Shortly after Stegner’s death, his daughter-in-law wrote that he was always aware of the road he traveled and of the road that still lay ahead. Such an awareness informed most of what he wrote and taught. A sense of place, landscapes, and history permeates his work. Standing in the front ranks of American writers in the latter half of the twentieth century, Stegner sought to capture the truth of ordinary lives and the intricacies of relationships. His students remained his devoted acolytes long after they left his classroom. His impact on the environmental movement, as both a theorist and an activist, was enormous. He was, as his friends said in tribute, a model of generosity and compassion, of discipline and integrity—the embodiment of the themes that lay at the center of his fiction.
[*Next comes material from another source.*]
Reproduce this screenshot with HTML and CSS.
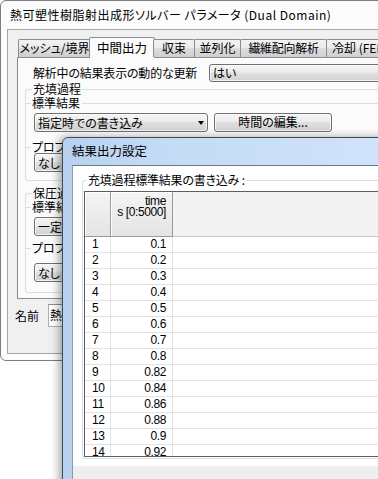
FILE: index.html
```html
<!DOCTYPE html>
<html lang="ja">
<head>
<meta charset="utf-8">
<title>結果出力設定</title>
<link rel="stylesheet" href="styles.css">
</head>
<body>
<div class="screen">
  <div class="win">
    <div class="win-title">熱可塑性樹脂射出成形ソルバー パラメータ (Dual Domain)</div>
    <div class="win-client">
      <div class="tabs">
        <div class="tab t1">メッシュ/境界</div>
        <div class="tab sel t2">中間出力</div>
        <div class="tab t3">収束</div>
        <div class="tab t4">並列化</div>
        <div class="tab t5">繊維配向解析</div>
        <div class="tab t6">冷却 (FEM)</div>
      </div>
      <div class="panel">
        <div class="row-top">
          <span class="lbl">解析中の結果表示の動的な更新</span>
          <div class="combo wide"><span>はい</span></div>
        </div>
        <div class="group g1">
          <div class="g-title">充填過程</div>
          <div class="sub"><span>標準結果</span></div>
          <div class="ctrl-row">
            <div class="combo std"><span>指定時での書き込み</span><i class="arrow"></i></div>
            <div class="btn">時間の編集...</div>
          </div>
          <div class="sub sub2"><span>プロファイル結果</span></div>
          <div class="ctrl-row">
            <div class="combo std"><span>なし</span><i class="arrow"></i></div>
          </div>
        </div>
        <div class="group g2">
          <div class="g-title">保圧過程</div>
          <div class="sub"><span>標準結果</span></div>
          <div class="ctrl-row">
            <div class="combo std"><span>一定間隔での書き込み</span><i class="arrow"></i></div>
          </div>
          <div class="sub sub2"><span>プロファイル結果</span></div>
          <div class="ctrl-row">
            <div class="combo std"><span>なし</span><i class="arrow"></i></div>
          </div>
        </div>
      </div>
      <div class="name-row">
        <span class="name-lbl">名前</span>
        <div class="field">熱可塑性樹脂</div>
      </div>
    </div>
  </div>

  <div class="dialog">
    <div class="dlg-title">結果出力設定</div>
    <div class="dlg-client">
      <div class="dgroup">
        <div class="dg-title">充填過程標準結果の書き込み :</div>
        <div class="grid">
          <div class="grid-head">
            <div class="hc corner"></div>
            <div class="hc col"><span>time</span><span>s [0:5000]</span></div>
            <div class="hfill"></div>
          </div>
          <div class="grow"><div class="c-num">1</div><div class="c-val">0.1</div><div class="c-fill"></div></div>
          <div class="grow"><div class="c-num">2</div><div class="c-val">0.2</div><div class="c-fill"></div></div>
          <div class="grow"><div class="c-num">3</div><div class="c-val">0.3</div><div class="c-fill"></div></div>
          <div class="grow"><div class="c-num">4</div><div class="c-val">0.4</div><div class="c-fill"></div></div>
          <div class="grow"><div class="c-num">5</div><div class="c-val">0.5</div><div class="c-fill"></div></div>
          <div class="grow"><div class="c-num">6</div><div class="c-val">0.6</div><div class="c-fill"></div></div>
          <div class="grow"><div class="c-num">7</div><div class="c-val">0.7</div><div class="c-fill"></div></div>
          <div class="grow"><div class="c-num">8</div><div class="c-val">0.8</div><div class="c-fill"></div></div>
          <div class="grow"><div class="c-num">9</div><div class="c-val">0.82</div><div class="c-fill"></div></div>
          <div class="grow"><div class="c-num">10</div><div class="c-val">0.84</div><div class="c-fill"></div></div>
          <div class="grow"><div class="c-num">11</div><div class="c-val">0.86</div><div class="c-fill"></div></div>
          <div class="grow"><div class="c-num">12</div><div class="c-val">0.88</div><div class="c-fill"></div></div>
          <div class="grow"><div class="c-num">13</div><div class="c-val">0.9</div><div class="c-fill"></div></div>
          <div class="grow"><div class="c-num">14</div><div class="c-val">0.92</div><div class="c-fill"></div></div>
        </div>
      </div>
      <div class="dlg-foot"></div>
    </div>
  </div>
</div>
</body>
</html>
```

FILE: styles.css
```css
* { box-sizing: border-box; margin: 0; padding: 0; }
html, body { width: 378px; height: 479px; overflow: hidden; background: #fff; }
body {
  font-family: "Noto Sans CJK JP", "Liberation Sans", sans-serif;
  font-size: 12px;
  line-height: 14px;
  color: #000;
  font-feature-settings: "palt" 1;
}
.screen { position: relative; width: 378px; height: 479px; overflow: hidden; }

/* back window */
.win {
  width: 440px;
  height: 361px;
  border: 1px solid #7d7d7d;
  border-radius: 6px;
  background: #fcfcfc;
  padding: 0 0 6px 6px;
  display: flex;
  flex-direction: column;
}
.win-title {
  height: 28px;
  line-height: 27px;
  padding-left: 3px;
  white-space: nowrap;
  letter-spacing: 0.5px;
}
.win-client {
  flex: 1;
  border: 1px solid #a5a5a5;
  background: #f0f0f0;
  display: flex;
  flex-direction: column;
}
.tabs {
  display: flex;
  align-items: flex-end;
  padding-top: 7px;
  margin-left: 10px;
  height: 27px;
  position: relative;
  z-index: 2;
}
.tab {
  height: 18px;
  border: 1px solid #898c95;
  border-bottom: none;
  border-radius: 2px 2px 0 0;
  background: linear-gradient(#f3f3f3 0%, #ebebeb 45%, #dddddd 50%, #cfcfcf 100%);
  line-height: 16px;
  text-align: center;
  white-space: nowrap;
  overflow: hidden;
  margin-left: -1px;
}
.t1 { width: 73px; margin-left: 0; }
.tab.sel {
  width: 66px;
  height: 21px;
  margin-left: -2px;
  margin-right: -1px;
  margin-bottom: -1px;
  background: #fbfbfb;
  line-height: 19px;
  font-size: 12.5px;
}
.t3 { width: 42px; }
.t4 { width: 47px; }
.t5 { width: 87px; letter-spacing: -0.3px; }
.t6 { width: 70px; text-align: left; padding-left: 5px; }

.panel {
  margin-left: 9px;
  height: 242px;
  border: 1px solid #898c95;
  border-right: none;
  background: #fbfbfb;
  position: relative;
  z-index: 1;
}
.row-top {
  display: flex;
  align-items: center;
  height: 18px;
  margin-top: 6px;
}
.lbl {
  width: 191px;
  padding-left: 15px;
  white-space: nowrap;
  letter-spacing: -0.2px;
}
.combo {
  height: 19px;
  border: 1px solid #707070;
  border-radius: 3px;
  background: linear-gradient(#f5f5f5 0%, #ececec 45%, #dfdfdf 50%, #d2d2d2 100%);
  box-shadow: inset 0 0 0 1px rgba(255,255,255,0.7);
  display: flex;
  align-items: center;
  padding-left: 3px;
  white-space: nowrap;
  line-height: 16px;
}
.combo.wide { width: 200px; height: 18px; }
.combo.std { width: 174px; margin-left: 8px; }
.arrow {
  margin-left: auto;
  margin-right: 3px;
  width: 0;
  height: 0;
  border-left: 3.5px solid transparent;
  border-right: 3.5px solid transparent;
  border-top: 4px solid #000;
}
.btn {
  width: 118px;
  height: 19px;
  margin-left: 6px;
  border: 1px solid #707070;
  border-radius: 3px;
  background: linear-gradient(#f5f5f5 0%, #ececec 45%, #dfdfdf 50%, #d2d2d2 100%);
  box-shadow: inset 0 0 0 1px rgba(255,255,255,0.7);
  text-align: center;
  line-height: 16px;
}

.group {
  width: 420px;
  margin-left: 7px;
  border: 1px solid #d5dfe5;
  border-right: none;
  border-radius: 3px 0 0 3px;
}
.g1 { margin-top: 7px; height: 92px; }
.g2 { margin-top: 12px; height: 100px; }
.g-title {
  width: max-content;
  height: 14px;
  line-height: 14px;
  margin-top: -8px;
  margin-left: 6px;
  padding: 0 1px;
  background: #fbfbfb;
}
.sub {
  display: flex;
  align-items: center;
  height: 12px;
  line-height: 12px;
  margin-top: 1px;
}
.sub::before {
  content: "";
  width: 5px;
  height: 1px;
  background: #d5dfe5;
  margin-right: 1px;
}
.sub::after {
  content: "";
  flex: 1;
  height: 1px;
  background: #d5dfe5;
  margin-left: 2px;
}
.sub span { white-space: nowrap; }
.sub2 { margin-top: 9px; }
.ctrl-row { display: flex; margin-top: 4px; }
.sub2 + .ctrl-row { margin-top: 0; }
.g2 .sub2 { margin-top: 6px; }
.g2 .sub2 + .ctrl-row { margin-top: 9px; }

.name-row {
  display: flex;
  align-items: center;
  margin-top: 5px;
  height: 23px;
}
.name-lbl { width: 40px; padding-left: 7px; }
.field {
  width: 300px;
  height: 23px;
  border: 1px solid #abadb3;
  border-top-color: #8e8f8f;
  background: #fff;
  padding-left: 1px;
  line-height: 20px;
  white-space: nowrap;
  overflow: hidden;
}

/* front dialog */
.dialog {
  position: absolute;
  left: 62px;
  top: 137px;
  width: 330px;
  height: 360px;
  border: 1px solid #3e4a58;
  border-radius: 6px 6px 0 0;
  background: linear-gradient(90deg, #b7d1ee 0%, #c4dbf5 30%, #d0e4fa 100%);
  box-shadow: -3px 0 8px rgba(0,0,0,0.35);
  padding-left: 9px;
  display: flex;
  flex-direction: column;
  z-index: 5;
}
.dlg-title {
  height: 27px;
  line-height: 26px;
  font-size: 12.5px;
}
.dlg-client {
  flex: 1;
  background: #fff;
  border-top: 1px solid #6b7888;
  border-left: 1px solid #8e9aa8;
}
.dgroup {
  margin-top: 14px;
  margin-left: 9px;
  border: 1px solid #d5dfe5;
  border-right: none;
  border-radius: 3px 0 0 3px;
  padding-bottom: 1px;
}
.dg-title {
  width: max-content;
  height: 14px;
  line-height: 14px;
  margin-top: -8px;
  margin-left: 4px;
  padding: 0 1px;
  background: #fff;
  letter-spacing: -0.2px;
}
.grid {
  margin-top: 4px;
  margin-left: 1px;
  height: 266px;
  border-top: 1px solid #5e5e5e;
  border-left: 1px solid #5e5e5e;
  border-bottom: 1px solid #5e5e5e;
  overflow: hidden;
  background: #fff;
  font-family: "Liberation Sans", "Noto Sans CJK JP", sans-serif;
  font-size: 12px;
  letter-spacing: -0.4px;
}
.grid-head { display: flex; height: 45px; }
.hc {
  border-right: 1px solid #9a9a9a;
  border-bottom: 1px solid #9a9a9a;
  background: linear-gradient(#f4f4f4, #e4e4e4);
  box-shadow: inset 1px 1px 0 #ffffff;
}
.corner { width: 26px; }
.col {
  width: 62px;
  display: flex;
  flex-direction: column;
  align-items: flex-end;
  padding: 4px 6px 0 0;
  line-height: 11px;
  white-space: nowrap;
}
.hfill {
  flex: 1;
  background: #f3f3f3;
  border-bottom: 1px solid #c8c8c8;
}
.grow {
  display: flex;
  height: 16px;
  border-bottom: 1px solid #e2e2e2;
  line-height: 15px;
}
.c-num {
  width: 26px;
  padding-left: 7px;
  border-right: 1px solid #e2e2e2;
}
.c-val {
  width: 62px;
  padding-right: 6px;
  text-align: right;
  border-right: 1px solid #e2e2e2;
}
.c-fill { flex: 1; }
.dlg-foot {
  margin-top: 7px;
  height: 30px;
  background: #efefef;
}
```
Stegner’s papers, including an unpublished autobiography, are in the Marriott Library, University of Utah, Salt Lake City. His few published autobiographical essays are in Wolf Willow. A History, a Story, and a Memory of the Last Plains Frontier (1962); The Sound of Mountain Water: The Changing American West (1969); and Where the Bluebird Sings to the Lemonade Springs: Living and Writing in the West (1992). See also “Autobiography: Wallace Steg-ner” in Contemporary Authors: Autobiography Series, v. 9 (1989). Stegner provided interviews and unrestricted access to his papers to his biographer, Jackson J. Benson, Wallace Stegner: His Life and Work^ (1996). His views on writing, history, and the American West can be found in Conversations with Wallace Stegner on Westem History and Literature, with Richard W. Etulain (1983; revised 1990); Wallace Stegner, On the Teaching of Creative Writing: Responses to a Series of Questions, edited by Edward Connery Lathem (1988), from his 1980 term as a Montgomery Fellow at Dartmouth; and James R. Hepworth, Stealing Glances: Three Interviews with Wallace Stegner (1998). For Stegner’s writings, see Nancy Colberg, Wallace Stegner: A Descriptive Bibliography (1990). Critical studies include Forrest G. and Margaret G. Robinson, Wallace Stegner (1977); Anthony Arthur, ed., Critical Essays on Wallace Stegner (1982); Charles E. Rankin, ed., Wallace Stegner: Man and Writer (1996); and Curt Meine, ed., Wallace Stegner and the Continental Vision: Essays on Literature, History and Landscape (1997). Former students, colleagues, and family offer reminiscences in Page Stegner and Mary Stegner, eds., The Geography of Hope: A Tribute to Wallace Stegner (1996). An obituary is in the New York Times (15 Apr. 1993).